Tannehill was back on the field for OTAs, and he actually said his knee “started feeling good probably at the end of January.”

“It’s really strong and ready to go,” he said this week, per the Miami Herald. “I’m feeling back to 100 %,” he said. “Everything feels totally normal. I’m going to keep pushing to get better next year.”

About all that guard talk ...

One of the talking points surrounding Western Michigan O-line prospect Taylor Moton at draft time (not here, mind you) was that he would have to move inside as a guard at the next level. The Panthers have other plans, no doubt fueled by their nagging need at tackle.

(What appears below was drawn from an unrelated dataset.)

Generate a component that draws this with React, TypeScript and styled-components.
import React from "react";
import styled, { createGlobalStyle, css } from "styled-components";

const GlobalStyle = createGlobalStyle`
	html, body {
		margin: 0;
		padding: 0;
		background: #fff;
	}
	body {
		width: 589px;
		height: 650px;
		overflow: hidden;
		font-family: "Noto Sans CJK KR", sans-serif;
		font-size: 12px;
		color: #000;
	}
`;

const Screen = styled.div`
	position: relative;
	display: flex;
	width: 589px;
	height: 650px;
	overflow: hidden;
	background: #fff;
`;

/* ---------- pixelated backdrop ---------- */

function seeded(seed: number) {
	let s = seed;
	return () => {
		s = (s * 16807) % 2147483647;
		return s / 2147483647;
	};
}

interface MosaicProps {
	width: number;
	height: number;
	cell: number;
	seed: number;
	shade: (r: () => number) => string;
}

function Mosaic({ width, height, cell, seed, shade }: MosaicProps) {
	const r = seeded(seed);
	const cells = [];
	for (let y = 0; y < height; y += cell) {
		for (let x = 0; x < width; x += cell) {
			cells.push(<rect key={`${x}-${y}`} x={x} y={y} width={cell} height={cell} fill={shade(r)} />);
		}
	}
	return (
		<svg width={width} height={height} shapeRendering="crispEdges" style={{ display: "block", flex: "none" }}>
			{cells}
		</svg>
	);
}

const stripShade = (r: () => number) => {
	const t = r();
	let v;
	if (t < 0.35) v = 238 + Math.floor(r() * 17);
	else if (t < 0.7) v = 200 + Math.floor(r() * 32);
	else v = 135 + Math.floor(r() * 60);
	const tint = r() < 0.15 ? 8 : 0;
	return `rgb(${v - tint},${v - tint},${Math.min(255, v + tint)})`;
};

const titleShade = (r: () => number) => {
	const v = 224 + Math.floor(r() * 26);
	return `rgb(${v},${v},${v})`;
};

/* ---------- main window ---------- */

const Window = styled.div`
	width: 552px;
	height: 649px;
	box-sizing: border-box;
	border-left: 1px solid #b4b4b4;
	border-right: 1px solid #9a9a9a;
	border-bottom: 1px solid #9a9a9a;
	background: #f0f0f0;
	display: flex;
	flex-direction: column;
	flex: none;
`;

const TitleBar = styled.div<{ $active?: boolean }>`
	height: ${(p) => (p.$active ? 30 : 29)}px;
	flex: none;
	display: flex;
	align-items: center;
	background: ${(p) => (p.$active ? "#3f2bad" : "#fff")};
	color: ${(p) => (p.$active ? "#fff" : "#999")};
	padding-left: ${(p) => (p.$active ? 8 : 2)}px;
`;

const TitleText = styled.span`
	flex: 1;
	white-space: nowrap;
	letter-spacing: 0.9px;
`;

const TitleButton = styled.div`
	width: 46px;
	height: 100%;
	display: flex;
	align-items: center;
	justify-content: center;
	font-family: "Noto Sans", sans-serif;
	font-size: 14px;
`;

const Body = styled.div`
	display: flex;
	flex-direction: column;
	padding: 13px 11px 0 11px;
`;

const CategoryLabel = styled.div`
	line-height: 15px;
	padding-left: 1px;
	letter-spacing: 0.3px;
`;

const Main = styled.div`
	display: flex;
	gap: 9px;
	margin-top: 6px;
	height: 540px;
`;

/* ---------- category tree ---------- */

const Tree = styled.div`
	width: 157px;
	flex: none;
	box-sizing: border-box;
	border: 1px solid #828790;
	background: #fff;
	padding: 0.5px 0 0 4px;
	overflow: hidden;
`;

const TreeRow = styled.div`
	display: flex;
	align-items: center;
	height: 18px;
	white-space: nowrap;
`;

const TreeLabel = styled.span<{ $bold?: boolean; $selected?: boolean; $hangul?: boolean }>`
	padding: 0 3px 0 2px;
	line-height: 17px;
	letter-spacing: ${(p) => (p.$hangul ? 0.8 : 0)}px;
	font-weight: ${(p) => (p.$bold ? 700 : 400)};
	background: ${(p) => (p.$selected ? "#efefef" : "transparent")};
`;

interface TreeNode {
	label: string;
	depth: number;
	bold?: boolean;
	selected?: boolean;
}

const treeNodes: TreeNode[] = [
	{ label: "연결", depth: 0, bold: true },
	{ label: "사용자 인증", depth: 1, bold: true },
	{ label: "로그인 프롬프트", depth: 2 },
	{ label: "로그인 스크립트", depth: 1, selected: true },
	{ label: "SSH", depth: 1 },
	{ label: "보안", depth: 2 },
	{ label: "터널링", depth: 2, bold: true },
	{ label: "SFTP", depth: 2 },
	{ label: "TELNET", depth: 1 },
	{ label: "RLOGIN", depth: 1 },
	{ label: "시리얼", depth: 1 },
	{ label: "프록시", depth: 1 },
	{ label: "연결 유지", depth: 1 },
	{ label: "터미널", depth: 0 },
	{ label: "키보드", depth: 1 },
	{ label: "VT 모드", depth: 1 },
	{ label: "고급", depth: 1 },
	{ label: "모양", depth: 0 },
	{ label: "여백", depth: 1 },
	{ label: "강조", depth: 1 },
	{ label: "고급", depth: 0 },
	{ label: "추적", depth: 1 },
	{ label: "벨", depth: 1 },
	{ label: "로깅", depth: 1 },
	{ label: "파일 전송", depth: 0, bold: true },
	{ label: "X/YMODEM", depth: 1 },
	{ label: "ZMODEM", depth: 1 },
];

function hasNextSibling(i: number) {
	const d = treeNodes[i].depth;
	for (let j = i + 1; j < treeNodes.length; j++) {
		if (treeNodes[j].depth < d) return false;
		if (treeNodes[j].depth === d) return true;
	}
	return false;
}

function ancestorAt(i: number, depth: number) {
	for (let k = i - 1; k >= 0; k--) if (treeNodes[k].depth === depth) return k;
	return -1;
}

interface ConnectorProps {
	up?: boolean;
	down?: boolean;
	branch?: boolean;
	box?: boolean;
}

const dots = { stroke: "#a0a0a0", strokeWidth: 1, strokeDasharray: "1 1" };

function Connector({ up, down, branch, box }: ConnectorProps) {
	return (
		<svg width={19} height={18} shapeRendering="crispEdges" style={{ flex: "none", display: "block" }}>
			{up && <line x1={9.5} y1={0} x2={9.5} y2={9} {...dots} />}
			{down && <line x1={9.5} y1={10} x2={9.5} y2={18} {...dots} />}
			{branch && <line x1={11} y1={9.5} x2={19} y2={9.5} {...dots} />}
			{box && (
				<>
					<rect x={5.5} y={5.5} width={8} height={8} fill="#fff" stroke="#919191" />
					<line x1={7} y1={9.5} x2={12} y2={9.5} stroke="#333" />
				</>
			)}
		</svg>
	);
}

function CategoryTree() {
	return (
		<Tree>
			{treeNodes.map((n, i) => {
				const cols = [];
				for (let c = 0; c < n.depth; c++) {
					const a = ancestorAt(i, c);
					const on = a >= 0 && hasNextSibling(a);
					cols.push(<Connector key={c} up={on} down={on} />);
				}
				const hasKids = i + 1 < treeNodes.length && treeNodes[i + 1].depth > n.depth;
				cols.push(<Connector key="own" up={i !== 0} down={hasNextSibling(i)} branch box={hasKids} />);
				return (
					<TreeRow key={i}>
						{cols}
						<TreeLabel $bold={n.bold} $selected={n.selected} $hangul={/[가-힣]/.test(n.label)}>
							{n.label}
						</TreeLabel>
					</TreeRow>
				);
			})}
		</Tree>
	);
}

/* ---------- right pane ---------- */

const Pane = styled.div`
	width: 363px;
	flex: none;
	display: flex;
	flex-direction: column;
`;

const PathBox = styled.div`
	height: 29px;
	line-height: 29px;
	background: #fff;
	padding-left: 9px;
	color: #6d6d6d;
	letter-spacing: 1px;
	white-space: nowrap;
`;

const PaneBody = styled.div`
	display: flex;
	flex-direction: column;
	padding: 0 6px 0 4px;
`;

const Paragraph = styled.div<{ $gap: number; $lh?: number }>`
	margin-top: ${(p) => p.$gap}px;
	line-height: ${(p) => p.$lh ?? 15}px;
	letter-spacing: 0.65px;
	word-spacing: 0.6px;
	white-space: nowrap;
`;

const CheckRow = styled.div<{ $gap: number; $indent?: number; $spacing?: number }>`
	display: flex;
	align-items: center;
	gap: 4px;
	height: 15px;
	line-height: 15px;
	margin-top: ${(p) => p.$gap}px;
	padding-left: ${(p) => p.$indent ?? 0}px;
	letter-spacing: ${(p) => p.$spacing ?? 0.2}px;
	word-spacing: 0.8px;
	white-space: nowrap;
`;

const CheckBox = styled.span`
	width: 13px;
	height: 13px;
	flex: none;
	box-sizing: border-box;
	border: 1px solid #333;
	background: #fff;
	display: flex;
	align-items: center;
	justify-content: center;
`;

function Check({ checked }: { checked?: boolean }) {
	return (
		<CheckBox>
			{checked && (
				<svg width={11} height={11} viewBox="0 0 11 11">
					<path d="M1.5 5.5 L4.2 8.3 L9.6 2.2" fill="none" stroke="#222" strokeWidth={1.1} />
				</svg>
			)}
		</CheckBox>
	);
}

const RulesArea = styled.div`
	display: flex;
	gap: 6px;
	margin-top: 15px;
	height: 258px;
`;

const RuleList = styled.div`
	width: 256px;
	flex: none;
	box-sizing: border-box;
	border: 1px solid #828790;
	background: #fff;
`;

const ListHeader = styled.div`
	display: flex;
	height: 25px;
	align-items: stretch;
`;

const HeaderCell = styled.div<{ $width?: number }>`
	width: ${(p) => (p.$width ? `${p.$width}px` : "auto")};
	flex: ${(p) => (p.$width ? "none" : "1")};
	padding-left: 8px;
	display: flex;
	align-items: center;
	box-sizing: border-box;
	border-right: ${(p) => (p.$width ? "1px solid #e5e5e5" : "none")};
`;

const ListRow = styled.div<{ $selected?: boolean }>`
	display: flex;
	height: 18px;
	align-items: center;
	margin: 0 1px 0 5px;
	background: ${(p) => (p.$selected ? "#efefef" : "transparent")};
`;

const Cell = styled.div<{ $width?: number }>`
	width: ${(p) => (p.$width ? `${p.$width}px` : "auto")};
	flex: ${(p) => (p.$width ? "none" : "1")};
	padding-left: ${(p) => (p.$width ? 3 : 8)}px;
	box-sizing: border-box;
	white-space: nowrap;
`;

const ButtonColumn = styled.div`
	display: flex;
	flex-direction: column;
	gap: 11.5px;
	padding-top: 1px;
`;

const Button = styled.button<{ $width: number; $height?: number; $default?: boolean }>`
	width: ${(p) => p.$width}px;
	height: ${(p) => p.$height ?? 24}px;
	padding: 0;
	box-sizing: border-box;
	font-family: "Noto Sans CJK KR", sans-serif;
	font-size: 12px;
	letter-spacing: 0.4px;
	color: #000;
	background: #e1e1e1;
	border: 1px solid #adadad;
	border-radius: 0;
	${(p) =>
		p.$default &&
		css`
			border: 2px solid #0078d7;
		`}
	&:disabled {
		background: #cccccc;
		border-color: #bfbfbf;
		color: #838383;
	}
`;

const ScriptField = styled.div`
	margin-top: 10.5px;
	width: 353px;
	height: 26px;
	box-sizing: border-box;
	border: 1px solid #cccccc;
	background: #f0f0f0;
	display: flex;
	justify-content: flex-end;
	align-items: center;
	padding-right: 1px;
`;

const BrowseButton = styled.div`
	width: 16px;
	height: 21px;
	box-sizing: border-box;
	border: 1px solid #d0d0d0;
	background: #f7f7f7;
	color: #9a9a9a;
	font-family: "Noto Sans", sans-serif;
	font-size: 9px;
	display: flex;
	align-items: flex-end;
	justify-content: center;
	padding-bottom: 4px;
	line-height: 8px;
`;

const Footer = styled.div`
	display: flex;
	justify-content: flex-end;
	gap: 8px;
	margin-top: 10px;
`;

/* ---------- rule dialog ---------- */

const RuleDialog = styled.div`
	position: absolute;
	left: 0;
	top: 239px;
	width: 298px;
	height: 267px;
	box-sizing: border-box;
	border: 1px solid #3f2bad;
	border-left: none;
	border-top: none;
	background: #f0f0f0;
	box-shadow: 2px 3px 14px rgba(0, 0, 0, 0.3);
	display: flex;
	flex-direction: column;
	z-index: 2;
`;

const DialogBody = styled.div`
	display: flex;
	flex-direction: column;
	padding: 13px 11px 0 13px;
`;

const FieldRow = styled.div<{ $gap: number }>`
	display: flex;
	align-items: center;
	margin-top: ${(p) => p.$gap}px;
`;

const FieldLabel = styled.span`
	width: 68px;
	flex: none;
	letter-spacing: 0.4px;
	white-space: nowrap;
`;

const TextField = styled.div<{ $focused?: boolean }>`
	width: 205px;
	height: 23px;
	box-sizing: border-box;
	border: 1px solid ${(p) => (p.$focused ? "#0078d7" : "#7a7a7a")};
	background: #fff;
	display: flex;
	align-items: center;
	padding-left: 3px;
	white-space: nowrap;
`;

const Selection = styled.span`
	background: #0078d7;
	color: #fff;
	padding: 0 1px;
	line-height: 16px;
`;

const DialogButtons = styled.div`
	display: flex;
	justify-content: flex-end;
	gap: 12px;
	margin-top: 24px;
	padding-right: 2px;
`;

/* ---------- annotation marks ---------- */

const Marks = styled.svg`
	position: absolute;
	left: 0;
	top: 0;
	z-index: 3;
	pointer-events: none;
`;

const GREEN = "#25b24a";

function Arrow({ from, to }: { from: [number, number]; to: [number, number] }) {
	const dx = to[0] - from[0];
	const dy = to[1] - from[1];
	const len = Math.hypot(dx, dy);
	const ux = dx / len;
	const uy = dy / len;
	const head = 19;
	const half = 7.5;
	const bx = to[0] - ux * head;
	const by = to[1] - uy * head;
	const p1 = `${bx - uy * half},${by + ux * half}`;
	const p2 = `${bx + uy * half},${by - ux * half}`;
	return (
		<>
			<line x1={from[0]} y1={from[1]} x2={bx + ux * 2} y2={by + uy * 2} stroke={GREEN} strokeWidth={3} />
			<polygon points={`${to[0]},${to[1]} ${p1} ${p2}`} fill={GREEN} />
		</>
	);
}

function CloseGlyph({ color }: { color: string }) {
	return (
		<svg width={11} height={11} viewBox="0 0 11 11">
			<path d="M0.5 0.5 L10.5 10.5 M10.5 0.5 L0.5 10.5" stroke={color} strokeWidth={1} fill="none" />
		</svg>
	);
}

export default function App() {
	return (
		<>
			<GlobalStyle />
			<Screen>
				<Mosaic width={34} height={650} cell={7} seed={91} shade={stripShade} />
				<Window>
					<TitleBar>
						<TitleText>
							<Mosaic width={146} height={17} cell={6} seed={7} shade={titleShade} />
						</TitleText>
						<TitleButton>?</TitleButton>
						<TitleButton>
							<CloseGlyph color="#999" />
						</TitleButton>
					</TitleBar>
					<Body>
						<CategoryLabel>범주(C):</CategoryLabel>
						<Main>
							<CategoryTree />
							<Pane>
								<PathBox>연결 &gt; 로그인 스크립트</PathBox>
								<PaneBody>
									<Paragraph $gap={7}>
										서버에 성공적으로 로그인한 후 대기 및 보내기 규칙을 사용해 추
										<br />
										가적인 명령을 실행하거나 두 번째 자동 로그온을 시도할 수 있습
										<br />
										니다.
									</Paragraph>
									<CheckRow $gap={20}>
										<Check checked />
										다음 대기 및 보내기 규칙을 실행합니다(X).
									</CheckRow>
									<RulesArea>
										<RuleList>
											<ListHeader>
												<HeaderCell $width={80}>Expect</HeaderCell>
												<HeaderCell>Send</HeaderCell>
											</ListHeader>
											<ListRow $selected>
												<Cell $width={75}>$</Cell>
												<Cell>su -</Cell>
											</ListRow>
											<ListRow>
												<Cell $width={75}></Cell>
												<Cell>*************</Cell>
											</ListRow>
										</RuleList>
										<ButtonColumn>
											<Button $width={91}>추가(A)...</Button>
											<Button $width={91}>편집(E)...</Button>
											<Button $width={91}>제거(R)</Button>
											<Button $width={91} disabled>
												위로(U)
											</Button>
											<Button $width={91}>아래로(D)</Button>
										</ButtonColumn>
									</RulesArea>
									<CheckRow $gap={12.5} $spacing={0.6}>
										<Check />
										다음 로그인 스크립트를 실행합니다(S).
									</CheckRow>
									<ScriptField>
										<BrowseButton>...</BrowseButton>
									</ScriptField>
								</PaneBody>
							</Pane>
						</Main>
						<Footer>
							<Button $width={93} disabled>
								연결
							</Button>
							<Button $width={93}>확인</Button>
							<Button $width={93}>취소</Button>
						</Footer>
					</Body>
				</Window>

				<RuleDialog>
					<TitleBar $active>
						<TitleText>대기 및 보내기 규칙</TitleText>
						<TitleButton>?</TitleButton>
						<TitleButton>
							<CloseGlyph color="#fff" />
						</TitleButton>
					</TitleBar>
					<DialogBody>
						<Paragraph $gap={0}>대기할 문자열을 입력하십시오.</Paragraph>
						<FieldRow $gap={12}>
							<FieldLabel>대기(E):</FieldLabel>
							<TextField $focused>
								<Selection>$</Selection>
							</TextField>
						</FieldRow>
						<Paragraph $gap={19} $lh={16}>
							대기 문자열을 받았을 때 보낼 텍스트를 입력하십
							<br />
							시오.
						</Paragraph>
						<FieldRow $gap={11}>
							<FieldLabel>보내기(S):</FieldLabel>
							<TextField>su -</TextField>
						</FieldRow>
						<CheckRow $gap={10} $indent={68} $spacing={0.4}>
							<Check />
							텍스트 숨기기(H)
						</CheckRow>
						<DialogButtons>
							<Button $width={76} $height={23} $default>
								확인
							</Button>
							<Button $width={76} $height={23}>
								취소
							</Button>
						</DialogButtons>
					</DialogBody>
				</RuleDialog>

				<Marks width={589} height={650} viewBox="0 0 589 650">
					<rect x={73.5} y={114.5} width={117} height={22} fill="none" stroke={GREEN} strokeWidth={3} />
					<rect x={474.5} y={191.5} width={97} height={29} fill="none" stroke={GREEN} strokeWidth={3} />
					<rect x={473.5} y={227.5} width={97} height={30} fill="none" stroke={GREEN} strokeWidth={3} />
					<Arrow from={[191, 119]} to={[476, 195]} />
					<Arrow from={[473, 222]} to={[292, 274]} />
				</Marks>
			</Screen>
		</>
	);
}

Bill Voth of Panthers.com reports that not only are the Panthers giving Moton an extensive look at right tackle, they’re also asking him to take reps on the left side. Voth added that Moton appears ticketed for a swing job in 2017—the Panthers signed Matt Kalil to play left tackle and have Daryl Williams and possibly Michael Oher (concussion) for the right. Moton’s playing time, then, could boil down to where an injury arises. Still, it’s obvious already that the Panthers are not pigeon-holing him as an interior lineman.

NFL roster holes that need to be filled before Week 1

One for the road

I’ve been trying to save space in these OTA notebooks to highlight at least one under-the-radar player worth monitoring this summer. Today’s candidate: Dallas tight end Rico Gathers.

You might know him as former Baylor basketball star Rico Gathers, but he began his transition to football on the Cowboys’ practice squad a season ago. The 2016 sixth-round pick warrants a little intrigue: He’s 6' 6" and 273 pounds, and then there’s that hoops background.

Gathers even has cycled through with the first-team offense at times this off-season, both in rookie mini-camp and now OTAs. Obviously, Jason Witten has a lock on the TE1 role, but his projected backup, Geoff Swaim, is out until training camp following foot surgery, so there are plenty of reps available for Gathers.

“I try to tamper the enthusiasm a bit and coach ’em up,” Dallas tight ends coach Steve Loney said, according to DallasNews.com. “But he’s come a long way from where he started. I have to remind myself that he has zero background. Last year—just getting in the huddle and hearing the snap count—that’s now behind him. He’s getting off on the snap count. He was slow before because he was thinking too much. Now he’s reacting. So I feel good about his progress and I want to make sure I keep him humble and don’t have him look too far because there’s a huge challenge ahead of him.”